How do we solve this?

Intuition

  • We predict the probability that a point belongs to class 1.
  • The points away from the boundary are assigned a probability close to the exteremes i.e 0 and 1. (Certainty)
  • The points near the boundary are assigned probabilities close to 0.5. (Uncertainty)
  • The function which helps to do this is the sigmoid function
In [4]:
def sigmoid(x):
    return 1 / (np.exp(-x) + 1)

d = np.arange(-10, 10, 1/2000)
plt.plot(d, sigmoid(d))
Out[4]:
[<matplotlib.lines.Line2D at 0x7f7b8c147b00>]
  • All we need is a function which gives us a measure of how far a point is from the line a + bx.

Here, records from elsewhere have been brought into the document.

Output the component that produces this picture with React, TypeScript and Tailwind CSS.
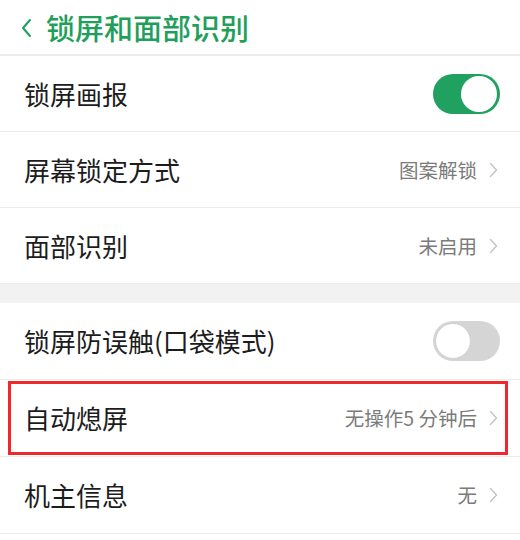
import React from 'react';

type Row = {
  label: string;
  value?: string;
  toggle?: boolean;
  highlight?: boolean;
};

const groupA: Row[] = [
  { label: '锁屏画报', toggle: true },
  { label: '屏幕锁定方式', value: '图案解锁' },
  { label: '面部识别', value: '未启用' },
];

const groupB: Row[] = [
  { label: '锁屏防误触(口袋模式)', toggle: false },
  { label: '自动熄屏', value: '无操作5 分钟后', highlight: true },
  { label: '机主信息', value: '无' },
];

function Chevron({ className }: { className?: string }) {
  return (
    <svg width="9" height="16" viewBox="0 0 9 16" fill="none" className={className}>
      <path d="M1.5 1.5 L7.5 8 L1.5 14.5" stroke="currentColor" strokeWidth="1.4" strokeLinecap="round" strokeLinejoin="round" />
    </svg>
  );
}

function Toggle({ on }: { on: boolean }) {
  return (
    <div
      className={
        on
          ? 'w-[67px] h-[40px] rounded-full bg-[#21a15f] flex items-center justify-end pr-[3px]'
          : 'w-[67px] h-[40px] rounded-full bg-[#d5d5d5] flex items-center justify-start pl-[2px]'
      }
    >
      <div
        className={
          on
            ? 'w-[36px] h-[36px] rounded-full bg-white'
            : 'w-[36px] h-[36px] rounded-full bg-white border border-[#cfcfcf]'
        }
      />
    </div>
  );
}

function SettingRow({ row, tall }: { row: Row; tall?: boolean }) {
  return (
    <div
      className={
        (tall ? 'h-[77px] ' : 'h-[76px] ') +
        'relative flex items-center justify-between pl-[24px] pr-[20px] border-b border-[#ebebeb]'
      }
    >
      <span className="text-[26px] text-[#1c1c1c] leading-none">{row.label}</span>
      {row.toggle !== undefined ? (
        <Toggle on={row.toggle} />
      ) : (
        <div className="flex items-center gap-[12px] pr-[2px]">
          <span className="text-[19.5px] text-[#7b7b7b] leading-none">{row.value}</span>
          <Chevron className="text-[#c4c4c4]" />
        </div>
      )}
      {row.highlight && (
        <div className="absolute left-[8px] right-[12px] top-[1px] bottom-[1px] border-[3px] border-[#f0282b]" />
      )}
    </div>
  );
}

export default function App() {
  return (
    <div
      className="w-[520px] h-[540px] bg-white overflow-hidden"
      style={{ fontFamily: '"Noto Sans CJK SC", "Noto Sans", sans-serif' }}
    >
      {/* Header */}
      <div className="h-[56px] flex items-center pl-[20px] border-b-2 border-[#ececec]">
        <svg width="14" height="20" viewBox="0 0 14 20" fill="none" className="text-[#1f9f5b] mt-[1px]">
          <path d="M10 2 L3 10 L10 18" stroke="currentColor" strokeWidth="2" strokeLinecap="round" strokeLinejoin="round" />
        </svg>
        <span className="ml-[12px] text-[29px] font-medium text-[#1f9f5b] leading-none">锁屏和面部识别</span>
      </div>

      {groupA.map(r => (
        <SettingRow key={r.label} row={r} />
      ))}

      <div className="h-[19px] bg-[#f2f2f2]" />

      {groupB.map(r => (
        <SettingRow key={r.label} row={r} tall />
      ))}
    </div>
  );
}
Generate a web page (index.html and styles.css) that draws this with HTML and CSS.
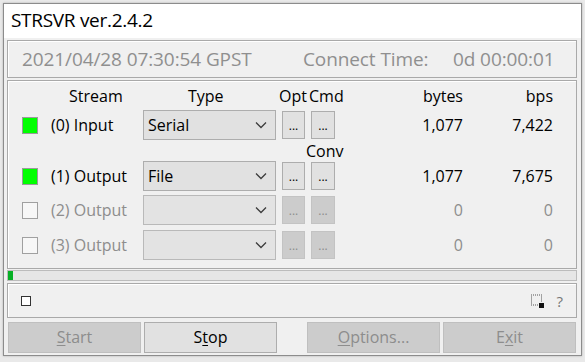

It should also tells which side of the line the point lies in
  • Just evaluating a + b * x for a particular x gives us the required measure
In [16]:
x = np.array([-1, 1, 2, 3, 5, 6, 7, 9])
y = np.array([0, 0, 0, 0, 1, 1, 1, 1])
ax = plt.gca()
ax.set_ylim(-0.1, 1.1)
sns.scatterplot(x, y, marker="x", hue=y, s=200)
plt.plot(x, 2*x - 8, c="y")
plt.plot(x, 20*x - 80, c="r")
plt.show()
In [6]:
2*x - 8
Out[6]:
array([-10,  -6,  -4,  -2,   2,   4,   6,  10])
In [17]:
20*x - 80
Out[17]:
array([-100,  -60,  -40,  -20,   20,   40,   60,  100])

Logistic Regression solution

In [7]:
sns.scatterplot(x, y, marker="x", hue=y, s=200)
plt.plot(x, sigmoid(2 * x - 8))
Out[7]:
[<matplotlib.lines.Line2D at 0x7f7bbc5f8550>]
In [9]:
sns.scatterplot(x, y, marker="x", hue=y, s=200)
plt.plot(x, sigmoid(20* x - 80))
Out[9]:
[<matplotlib.lines.Line2D at 0x7f7bbc5f89e8>]

Multidimensional case

Decision boundary:

$$ \theta_0 + \sum_{i = 1}^{n} x_i \; \theta_i = 0 $$

Let $ x_0 = 1 $

Decision boundary $$ \sum_{i = 1}^{n} x_i \; \theta_i = 0 $$

$$ \theta^{T} . X = 0$$

Let $$ h_{\theta}(X) = sigmoid(\theta^{T} X) $$

Probabilistic Interpretation

Graphical Representation

  • $$ P(Y| X, \theta) \sim Bernoulli(h_{\theta}(X)) = Bernoulli(sigmoid(\theta^{T} X)) $$
  • $$ P(y|x, \theta) = h_{\theta}(x) ^ y * (1 - h_{\theta}(x)) ^ {1 - y} $$
  • Q1. Find the negative log (conditional) likelihood given n pairs $ (x_1, y_1), (x_2, y_2), ... (x_n, y_n) $

Binary Cross Entropy Loss

$$ BCE(y, \hat{y}) = -1 * \big( y_i \; ln\; \hat{y} + (1 - y_i) \; ln \; (1 - \hat{y}) \big) $$

$$ $$

  • Q2. Find the gradient update rule for Logistic Regression with the BCE loss
In [25]:
def BCE(a, b):
    x = np.array([-1, 1, 2, 3, 5, 6, 7, 9])
    y = np.array([0, 0, 0, 0, 1, 1, 1, 1])
    logits = a + b*x
    probabilities = sigmoid(logits) ## h_theta(x)
    return np.mean(np.max(logits, 0) - logits * y + np.log(1 + np.exp(-np.abs(logits)))) # [ Look above ]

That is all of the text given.